Within the records that follow, restate exactly the lines from the line with "Generate a component" down to the line with "bg-[#f8f9fa] border-b border-[#dee2e6]", including both. Omit the pictures.

— BEGIN —

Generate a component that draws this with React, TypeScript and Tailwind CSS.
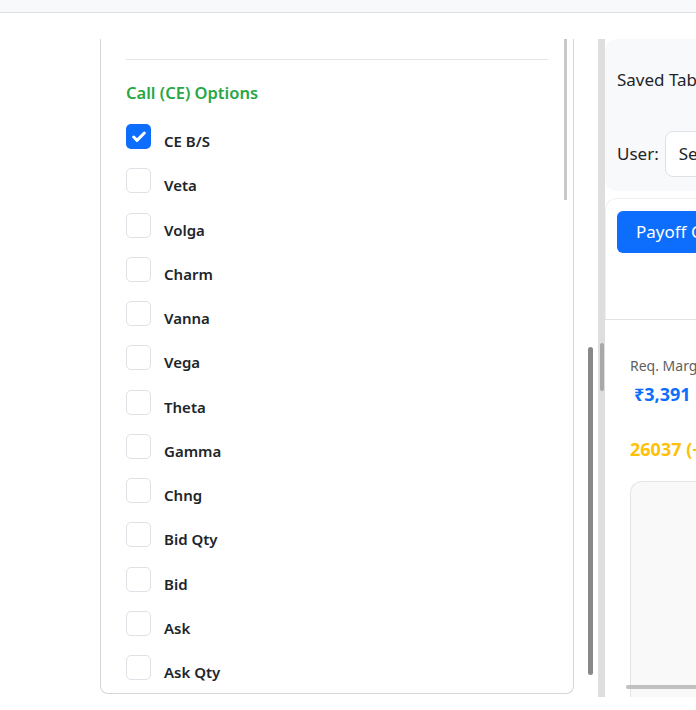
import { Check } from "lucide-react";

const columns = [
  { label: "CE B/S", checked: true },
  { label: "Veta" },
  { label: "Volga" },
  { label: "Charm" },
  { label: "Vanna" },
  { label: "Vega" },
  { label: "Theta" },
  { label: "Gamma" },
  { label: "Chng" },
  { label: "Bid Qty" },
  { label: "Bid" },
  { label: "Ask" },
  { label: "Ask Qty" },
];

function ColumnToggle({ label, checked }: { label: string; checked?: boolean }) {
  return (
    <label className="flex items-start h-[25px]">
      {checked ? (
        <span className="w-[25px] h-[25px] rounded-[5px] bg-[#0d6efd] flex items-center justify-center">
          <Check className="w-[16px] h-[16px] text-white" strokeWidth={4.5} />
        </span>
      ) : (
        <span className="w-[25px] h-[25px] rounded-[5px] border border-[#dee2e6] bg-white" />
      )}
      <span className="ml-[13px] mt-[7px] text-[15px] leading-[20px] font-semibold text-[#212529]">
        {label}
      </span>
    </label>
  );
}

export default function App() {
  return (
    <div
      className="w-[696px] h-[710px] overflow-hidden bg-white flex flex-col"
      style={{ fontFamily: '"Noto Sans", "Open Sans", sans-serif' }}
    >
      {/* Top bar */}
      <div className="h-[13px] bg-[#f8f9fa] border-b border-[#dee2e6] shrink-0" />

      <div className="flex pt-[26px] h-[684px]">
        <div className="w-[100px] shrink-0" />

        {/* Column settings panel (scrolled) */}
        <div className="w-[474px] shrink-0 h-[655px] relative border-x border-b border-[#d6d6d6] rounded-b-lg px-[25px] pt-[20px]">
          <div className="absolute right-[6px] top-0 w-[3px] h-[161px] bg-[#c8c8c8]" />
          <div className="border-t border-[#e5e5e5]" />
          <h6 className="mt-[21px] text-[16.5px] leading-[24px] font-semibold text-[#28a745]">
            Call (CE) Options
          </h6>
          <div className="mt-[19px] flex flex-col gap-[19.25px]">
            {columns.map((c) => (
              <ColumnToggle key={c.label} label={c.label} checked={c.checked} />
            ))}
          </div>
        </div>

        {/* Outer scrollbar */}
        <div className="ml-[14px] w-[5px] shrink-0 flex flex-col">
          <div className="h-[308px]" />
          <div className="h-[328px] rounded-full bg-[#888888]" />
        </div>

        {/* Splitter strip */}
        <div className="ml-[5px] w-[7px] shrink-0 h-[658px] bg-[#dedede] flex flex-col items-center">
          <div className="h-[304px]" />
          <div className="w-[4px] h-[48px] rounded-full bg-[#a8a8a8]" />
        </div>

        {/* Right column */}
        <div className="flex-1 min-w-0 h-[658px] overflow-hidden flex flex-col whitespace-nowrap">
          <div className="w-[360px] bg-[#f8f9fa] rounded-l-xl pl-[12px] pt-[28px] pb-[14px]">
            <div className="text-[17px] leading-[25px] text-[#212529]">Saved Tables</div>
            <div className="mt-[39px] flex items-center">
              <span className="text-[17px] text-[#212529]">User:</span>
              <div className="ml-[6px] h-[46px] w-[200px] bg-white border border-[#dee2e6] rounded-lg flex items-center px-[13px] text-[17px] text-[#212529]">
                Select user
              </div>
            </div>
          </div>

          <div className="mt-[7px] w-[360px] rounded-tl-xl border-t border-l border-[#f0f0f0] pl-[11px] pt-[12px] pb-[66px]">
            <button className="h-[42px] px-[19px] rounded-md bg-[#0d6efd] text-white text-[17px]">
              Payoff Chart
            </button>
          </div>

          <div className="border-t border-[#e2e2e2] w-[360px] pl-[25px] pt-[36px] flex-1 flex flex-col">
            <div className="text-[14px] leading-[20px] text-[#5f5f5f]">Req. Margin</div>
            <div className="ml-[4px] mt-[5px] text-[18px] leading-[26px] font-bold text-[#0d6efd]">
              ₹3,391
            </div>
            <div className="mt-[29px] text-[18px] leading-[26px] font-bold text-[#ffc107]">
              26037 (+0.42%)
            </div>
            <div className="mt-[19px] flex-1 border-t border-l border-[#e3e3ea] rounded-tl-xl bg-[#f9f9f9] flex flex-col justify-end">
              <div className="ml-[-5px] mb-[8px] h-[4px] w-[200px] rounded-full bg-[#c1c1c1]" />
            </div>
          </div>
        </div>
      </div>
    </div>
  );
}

— END —
— BEGIN —

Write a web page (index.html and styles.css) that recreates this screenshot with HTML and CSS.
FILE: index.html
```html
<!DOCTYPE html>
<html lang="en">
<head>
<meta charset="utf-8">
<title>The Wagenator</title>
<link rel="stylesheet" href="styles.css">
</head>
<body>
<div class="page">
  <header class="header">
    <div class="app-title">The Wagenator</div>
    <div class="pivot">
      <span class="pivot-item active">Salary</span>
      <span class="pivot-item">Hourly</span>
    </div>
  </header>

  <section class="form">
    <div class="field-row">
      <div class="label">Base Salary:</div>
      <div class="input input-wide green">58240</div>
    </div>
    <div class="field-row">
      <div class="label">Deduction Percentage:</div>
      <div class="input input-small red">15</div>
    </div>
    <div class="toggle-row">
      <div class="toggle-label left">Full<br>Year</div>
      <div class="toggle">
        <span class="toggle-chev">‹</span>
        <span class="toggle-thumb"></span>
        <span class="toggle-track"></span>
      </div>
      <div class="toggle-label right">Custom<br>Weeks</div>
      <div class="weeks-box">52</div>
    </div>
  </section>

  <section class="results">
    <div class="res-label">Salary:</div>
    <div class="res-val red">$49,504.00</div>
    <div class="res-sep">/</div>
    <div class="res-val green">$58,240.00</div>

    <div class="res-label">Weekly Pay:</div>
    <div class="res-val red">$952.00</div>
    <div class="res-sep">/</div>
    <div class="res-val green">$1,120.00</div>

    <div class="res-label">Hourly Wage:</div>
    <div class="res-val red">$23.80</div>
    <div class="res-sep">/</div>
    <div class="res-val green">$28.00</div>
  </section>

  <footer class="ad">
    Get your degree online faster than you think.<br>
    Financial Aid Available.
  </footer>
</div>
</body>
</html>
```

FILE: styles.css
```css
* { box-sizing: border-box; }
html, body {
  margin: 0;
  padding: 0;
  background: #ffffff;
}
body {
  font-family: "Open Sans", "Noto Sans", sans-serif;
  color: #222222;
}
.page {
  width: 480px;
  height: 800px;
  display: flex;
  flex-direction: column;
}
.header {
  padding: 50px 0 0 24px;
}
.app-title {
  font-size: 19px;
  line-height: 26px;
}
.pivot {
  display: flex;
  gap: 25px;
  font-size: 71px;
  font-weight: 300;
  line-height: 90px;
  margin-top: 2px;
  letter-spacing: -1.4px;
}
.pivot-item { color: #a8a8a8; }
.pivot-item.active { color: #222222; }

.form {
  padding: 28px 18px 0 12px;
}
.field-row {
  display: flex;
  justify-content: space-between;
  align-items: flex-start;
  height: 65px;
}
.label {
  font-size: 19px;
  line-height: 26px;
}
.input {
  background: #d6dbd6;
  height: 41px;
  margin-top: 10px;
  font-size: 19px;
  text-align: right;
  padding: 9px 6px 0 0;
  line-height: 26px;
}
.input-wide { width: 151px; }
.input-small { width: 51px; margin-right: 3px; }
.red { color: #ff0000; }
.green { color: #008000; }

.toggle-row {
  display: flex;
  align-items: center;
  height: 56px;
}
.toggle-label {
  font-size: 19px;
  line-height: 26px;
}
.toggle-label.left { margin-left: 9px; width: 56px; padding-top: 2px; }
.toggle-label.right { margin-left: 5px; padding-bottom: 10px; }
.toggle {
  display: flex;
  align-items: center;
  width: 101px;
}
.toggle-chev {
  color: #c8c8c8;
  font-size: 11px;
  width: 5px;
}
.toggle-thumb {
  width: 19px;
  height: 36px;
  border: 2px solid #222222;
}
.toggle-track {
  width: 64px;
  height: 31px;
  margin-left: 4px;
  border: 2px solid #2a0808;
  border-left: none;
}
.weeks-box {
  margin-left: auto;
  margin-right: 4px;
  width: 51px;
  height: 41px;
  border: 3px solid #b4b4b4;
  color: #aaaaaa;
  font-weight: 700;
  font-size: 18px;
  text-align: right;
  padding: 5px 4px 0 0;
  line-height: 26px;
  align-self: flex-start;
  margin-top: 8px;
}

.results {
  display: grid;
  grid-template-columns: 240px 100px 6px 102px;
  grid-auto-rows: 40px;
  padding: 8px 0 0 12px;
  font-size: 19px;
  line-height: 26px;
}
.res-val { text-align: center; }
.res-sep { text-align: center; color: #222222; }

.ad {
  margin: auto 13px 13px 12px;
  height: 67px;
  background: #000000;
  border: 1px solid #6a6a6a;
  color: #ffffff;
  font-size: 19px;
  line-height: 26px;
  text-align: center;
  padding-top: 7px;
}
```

— END —
— BEGIN —

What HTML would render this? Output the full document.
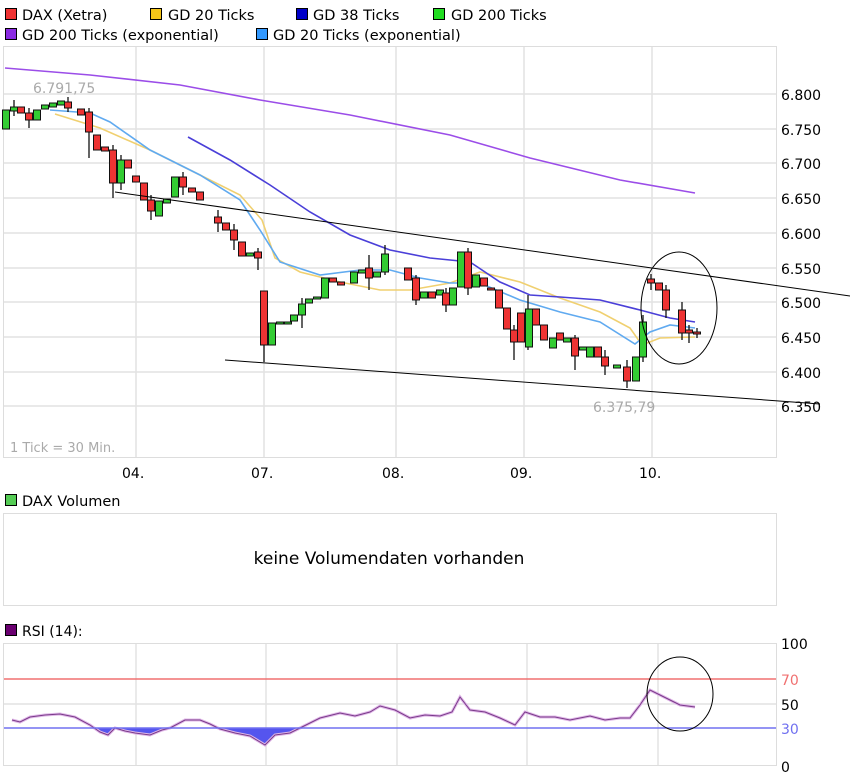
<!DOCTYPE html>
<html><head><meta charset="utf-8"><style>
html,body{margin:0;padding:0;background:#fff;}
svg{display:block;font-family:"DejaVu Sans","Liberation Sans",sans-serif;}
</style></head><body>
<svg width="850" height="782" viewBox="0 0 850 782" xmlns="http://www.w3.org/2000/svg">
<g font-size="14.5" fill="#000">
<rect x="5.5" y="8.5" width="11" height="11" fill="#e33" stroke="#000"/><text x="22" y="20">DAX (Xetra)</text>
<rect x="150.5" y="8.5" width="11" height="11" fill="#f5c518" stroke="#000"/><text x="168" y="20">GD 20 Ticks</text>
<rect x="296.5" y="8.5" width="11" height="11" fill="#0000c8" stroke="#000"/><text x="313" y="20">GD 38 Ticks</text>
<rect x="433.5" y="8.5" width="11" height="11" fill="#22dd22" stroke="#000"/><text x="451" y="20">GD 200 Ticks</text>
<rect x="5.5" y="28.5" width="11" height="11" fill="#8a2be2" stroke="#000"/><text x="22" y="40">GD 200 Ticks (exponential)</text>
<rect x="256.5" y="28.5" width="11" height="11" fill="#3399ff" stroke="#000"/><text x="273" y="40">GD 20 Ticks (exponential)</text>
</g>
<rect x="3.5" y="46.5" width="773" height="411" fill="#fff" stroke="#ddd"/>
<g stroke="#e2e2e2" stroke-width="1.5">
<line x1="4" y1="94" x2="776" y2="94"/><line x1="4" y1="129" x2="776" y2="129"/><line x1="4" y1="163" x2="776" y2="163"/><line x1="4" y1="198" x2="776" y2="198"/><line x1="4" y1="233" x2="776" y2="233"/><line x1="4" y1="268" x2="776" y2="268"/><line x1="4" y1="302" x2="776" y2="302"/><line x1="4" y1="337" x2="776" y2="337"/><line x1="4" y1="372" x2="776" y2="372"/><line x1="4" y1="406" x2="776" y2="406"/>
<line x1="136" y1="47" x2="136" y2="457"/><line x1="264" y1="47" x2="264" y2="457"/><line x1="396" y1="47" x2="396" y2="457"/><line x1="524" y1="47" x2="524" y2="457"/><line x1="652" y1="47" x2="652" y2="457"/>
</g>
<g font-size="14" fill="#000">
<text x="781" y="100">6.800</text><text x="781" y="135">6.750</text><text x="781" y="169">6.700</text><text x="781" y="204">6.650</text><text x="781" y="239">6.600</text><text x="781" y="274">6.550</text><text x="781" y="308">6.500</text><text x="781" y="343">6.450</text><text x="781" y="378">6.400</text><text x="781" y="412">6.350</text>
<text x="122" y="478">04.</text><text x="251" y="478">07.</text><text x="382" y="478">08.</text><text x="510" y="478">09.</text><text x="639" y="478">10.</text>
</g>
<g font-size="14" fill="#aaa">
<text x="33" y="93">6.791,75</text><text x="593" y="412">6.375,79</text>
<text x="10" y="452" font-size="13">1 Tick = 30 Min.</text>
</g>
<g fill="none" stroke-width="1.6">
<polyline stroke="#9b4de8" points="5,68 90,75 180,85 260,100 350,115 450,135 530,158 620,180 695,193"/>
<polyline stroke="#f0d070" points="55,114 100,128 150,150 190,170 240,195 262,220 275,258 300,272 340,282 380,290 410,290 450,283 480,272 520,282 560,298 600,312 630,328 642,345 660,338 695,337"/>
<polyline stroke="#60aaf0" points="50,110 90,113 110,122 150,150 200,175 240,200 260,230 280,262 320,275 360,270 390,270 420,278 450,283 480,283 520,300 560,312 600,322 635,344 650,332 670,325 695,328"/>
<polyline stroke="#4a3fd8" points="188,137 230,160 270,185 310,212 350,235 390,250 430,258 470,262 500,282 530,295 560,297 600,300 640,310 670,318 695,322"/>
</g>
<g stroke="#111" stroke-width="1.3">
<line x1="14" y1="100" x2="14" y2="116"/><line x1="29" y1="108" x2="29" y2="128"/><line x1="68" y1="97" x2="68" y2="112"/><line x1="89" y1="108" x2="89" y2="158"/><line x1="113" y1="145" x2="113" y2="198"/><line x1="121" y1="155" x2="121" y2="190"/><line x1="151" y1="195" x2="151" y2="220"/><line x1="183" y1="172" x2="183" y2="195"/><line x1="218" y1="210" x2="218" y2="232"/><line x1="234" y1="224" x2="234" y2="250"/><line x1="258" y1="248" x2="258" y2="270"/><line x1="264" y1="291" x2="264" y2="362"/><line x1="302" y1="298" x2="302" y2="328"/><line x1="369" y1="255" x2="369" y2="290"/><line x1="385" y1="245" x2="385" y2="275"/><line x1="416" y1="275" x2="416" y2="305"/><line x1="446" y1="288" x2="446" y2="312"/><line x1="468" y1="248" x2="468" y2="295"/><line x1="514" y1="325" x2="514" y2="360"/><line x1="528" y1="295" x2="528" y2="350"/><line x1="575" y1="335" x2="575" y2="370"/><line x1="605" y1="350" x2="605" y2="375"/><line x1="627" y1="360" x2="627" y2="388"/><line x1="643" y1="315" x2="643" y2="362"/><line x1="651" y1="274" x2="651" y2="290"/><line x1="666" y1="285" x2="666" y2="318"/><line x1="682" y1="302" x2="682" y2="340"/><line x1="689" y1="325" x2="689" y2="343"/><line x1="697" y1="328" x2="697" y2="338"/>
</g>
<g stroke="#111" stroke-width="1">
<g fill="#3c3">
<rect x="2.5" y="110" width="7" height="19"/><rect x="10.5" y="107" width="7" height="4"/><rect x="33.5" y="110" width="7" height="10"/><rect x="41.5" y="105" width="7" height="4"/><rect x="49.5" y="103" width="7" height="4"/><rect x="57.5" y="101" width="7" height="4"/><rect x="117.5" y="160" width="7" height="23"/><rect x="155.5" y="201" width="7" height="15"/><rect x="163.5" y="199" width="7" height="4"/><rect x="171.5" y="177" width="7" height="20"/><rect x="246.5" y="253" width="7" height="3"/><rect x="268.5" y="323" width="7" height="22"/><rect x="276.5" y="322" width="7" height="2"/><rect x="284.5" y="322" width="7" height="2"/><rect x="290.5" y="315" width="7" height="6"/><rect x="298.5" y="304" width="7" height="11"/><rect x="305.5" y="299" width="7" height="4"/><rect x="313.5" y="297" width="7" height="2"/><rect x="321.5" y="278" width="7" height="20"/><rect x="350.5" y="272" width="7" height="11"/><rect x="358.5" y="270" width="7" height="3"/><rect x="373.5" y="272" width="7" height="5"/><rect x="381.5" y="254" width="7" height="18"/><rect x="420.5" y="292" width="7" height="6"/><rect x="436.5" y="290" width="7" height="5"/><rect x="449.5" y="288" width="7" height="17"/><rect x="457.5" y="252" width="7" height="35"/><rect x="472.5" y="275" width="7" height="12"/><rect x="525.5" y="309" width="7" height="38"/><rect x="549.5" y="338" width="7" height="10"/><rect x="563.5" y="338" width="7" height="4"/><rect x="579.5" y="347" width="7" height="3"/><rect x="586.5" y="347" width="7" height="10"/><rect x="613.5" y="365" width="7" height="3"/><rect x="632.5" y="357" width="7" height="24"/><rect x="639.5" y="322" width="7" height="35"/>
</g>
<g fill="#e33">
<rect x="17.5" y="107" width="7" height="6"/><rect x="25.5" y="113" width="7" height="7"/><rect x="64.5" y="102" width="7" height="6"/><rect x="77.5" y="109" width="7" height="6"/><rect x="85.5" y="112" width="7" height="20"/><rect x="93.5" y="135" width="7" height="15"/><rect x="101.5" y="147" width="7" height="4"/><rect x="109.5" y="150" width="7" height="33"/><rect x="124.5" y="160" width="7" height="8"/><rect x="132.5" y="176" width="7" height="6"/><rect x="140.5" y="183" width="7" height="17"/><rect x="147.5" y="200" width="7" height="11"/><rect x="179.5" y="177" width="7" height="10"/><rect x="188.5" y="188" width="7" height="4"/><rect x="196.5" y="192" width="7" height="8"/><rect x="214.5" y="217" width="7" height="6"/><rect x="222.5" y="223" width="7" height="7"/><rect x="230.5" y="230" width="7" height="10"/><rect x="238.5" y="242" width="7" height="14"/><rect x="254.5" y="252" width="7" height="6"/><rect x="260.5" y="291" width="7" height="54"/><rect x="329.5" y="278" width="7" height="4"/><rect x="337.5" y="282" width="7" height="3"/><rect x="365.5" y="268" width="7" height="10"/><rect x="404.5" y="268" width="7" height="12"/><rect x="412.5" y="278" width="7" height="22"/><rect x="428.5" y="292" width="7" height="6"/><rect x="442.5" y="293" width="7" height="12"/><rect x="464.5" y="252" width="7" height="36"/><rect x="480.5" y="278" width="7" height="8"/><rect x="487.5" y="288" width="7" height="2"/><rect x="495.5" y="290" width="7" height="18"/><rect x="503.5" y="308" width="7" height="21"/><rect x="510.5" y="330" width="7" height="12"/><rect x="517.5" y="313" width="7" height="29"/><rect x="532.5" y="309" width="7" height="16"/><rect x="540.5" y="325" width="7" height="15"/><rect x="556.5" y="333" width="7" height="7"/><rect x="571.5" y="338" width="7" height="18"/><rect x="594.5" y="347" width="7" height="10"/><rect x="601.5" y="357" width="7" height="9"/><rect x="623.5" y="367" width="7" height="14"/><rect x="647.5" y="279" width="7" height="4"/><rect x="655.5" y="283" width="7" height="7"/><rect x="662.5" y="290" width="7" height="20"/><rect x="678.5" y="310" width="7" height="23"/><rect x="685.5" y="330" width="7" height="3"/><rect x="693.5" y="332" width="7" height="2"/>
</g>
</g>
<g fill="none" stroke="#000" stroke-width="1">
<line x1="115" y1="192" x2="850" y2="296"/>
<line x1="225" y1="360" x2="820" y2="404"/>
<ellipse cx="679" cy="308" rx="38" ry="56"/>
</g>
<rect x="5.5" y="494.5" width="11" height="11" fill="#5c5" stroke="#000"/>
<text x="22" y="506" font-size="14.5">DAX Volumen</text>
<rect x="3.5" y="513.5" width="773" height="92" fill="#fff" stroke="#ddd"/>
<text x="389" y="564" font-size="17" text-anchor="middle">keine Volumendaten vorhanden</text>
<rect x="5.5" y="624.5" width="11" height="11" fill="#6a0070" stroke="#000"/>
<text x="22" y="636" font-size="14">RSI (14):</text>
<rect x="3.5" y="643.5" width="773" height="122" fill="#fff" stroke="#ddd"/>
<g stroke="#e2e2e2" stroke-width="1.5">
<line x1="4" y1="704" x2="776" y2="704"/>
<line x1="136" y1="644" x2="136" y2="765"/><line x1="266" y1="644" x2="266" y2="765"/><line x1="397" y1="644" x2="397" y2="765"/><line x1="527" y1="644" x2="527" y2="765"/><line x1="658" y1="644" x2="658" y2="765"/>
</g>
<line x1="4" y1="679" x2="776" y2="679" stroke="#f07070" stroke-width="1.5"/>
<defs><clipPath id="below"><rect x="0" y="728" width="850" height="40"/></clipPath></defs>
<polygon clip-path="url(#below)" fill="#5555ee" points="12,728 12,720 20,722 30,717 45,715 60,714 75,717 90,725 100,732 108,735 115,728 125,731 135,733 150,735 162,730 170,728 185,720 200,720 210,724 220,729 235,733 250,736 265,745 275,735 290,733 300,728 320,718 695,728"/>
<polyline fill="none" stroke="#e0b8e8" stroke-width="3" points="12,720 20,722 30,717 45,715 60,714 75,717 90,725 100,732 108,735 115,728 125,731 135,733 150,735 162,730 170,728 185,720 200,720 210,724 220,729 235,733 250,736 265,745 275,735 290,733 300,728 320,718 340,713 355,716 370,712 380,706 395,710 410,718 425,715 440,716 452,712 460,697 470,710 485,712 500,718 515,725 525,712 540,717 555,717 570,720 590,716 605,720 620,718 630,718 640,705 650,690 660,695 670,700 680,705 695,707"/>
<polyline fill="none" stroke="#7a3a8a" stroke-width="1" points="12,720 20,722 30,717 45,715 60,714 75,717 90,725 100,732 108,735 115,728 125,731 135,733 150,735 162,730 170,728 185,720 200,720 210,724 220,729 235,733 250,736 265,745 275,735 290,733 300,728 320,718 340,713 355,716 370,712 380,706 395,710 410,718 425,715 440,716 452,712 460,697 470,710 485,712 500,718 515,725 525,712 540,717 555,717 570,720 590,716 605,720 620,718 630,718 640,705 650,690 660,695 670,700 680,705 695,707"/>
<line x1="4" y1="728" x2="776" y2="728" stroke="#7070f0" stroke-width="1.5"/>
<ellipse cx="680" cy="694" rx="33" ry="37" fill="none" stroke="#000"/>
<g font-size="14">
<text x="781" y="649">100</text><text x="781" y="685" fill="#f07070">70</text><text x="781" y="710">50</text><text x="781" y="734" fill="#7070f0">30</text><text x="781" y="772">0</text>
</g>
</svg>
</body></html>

— END —

Task output:
Generate a component that draws this with React, TypeScript and Tailwind CSS.
import { Check } from "lucide-react";

const columns = [
  { label: "CE B/S", checked: true },
  { label: "Veta" },
  { label: "Volga" },
  { label: "Charm" },
  { label: "Vanna" },
  { label: "Vega" },
  { label: "Theta" },
  { label: "Gamma" },
  { label: "Chng" },
  { label: "Bid Qty" },
  { label: "Bid" },
  { label: "Ask" },
  { label: "Ask Qty" },
];

function ColumnToggle({ label, checked }: { label: string; checked?: boolean }) {
  return (
    <label className="flex items-start h-[25px]">
      {checked ? (
        <span className="w-[25px] h-[25px] rounded-[5px] bg-[#0d6efd] flex items-center justify-center">
          <Check className="w-[16px] h-[16px] text-white" strokeWidth={4.5} />
        </span>
      ) : (
        <span className="w-[25px] h-[25px] rounded-[5px] border border-[#dee2e6] bg-white" />
      )}
      <span className="ml-[13px] mt-[7px] text-[15px] leading-[20px] font-semibold text-[#212529]">
        {label}
      </span>
    </label>
  );
}

export default function App() {
  return (
    <div
      className="w-[696px] h-[710px] overflow-hidden bg-white flex flex-col"
      style={{ fontFamily: '"Noto Sans", "Open Sans", sans-serif' }}
    >
      {/* Top bar */}
      <div className="h-[13px] bg-[#f8f9fa] border-b border-[#dee2e6] shrink-0" />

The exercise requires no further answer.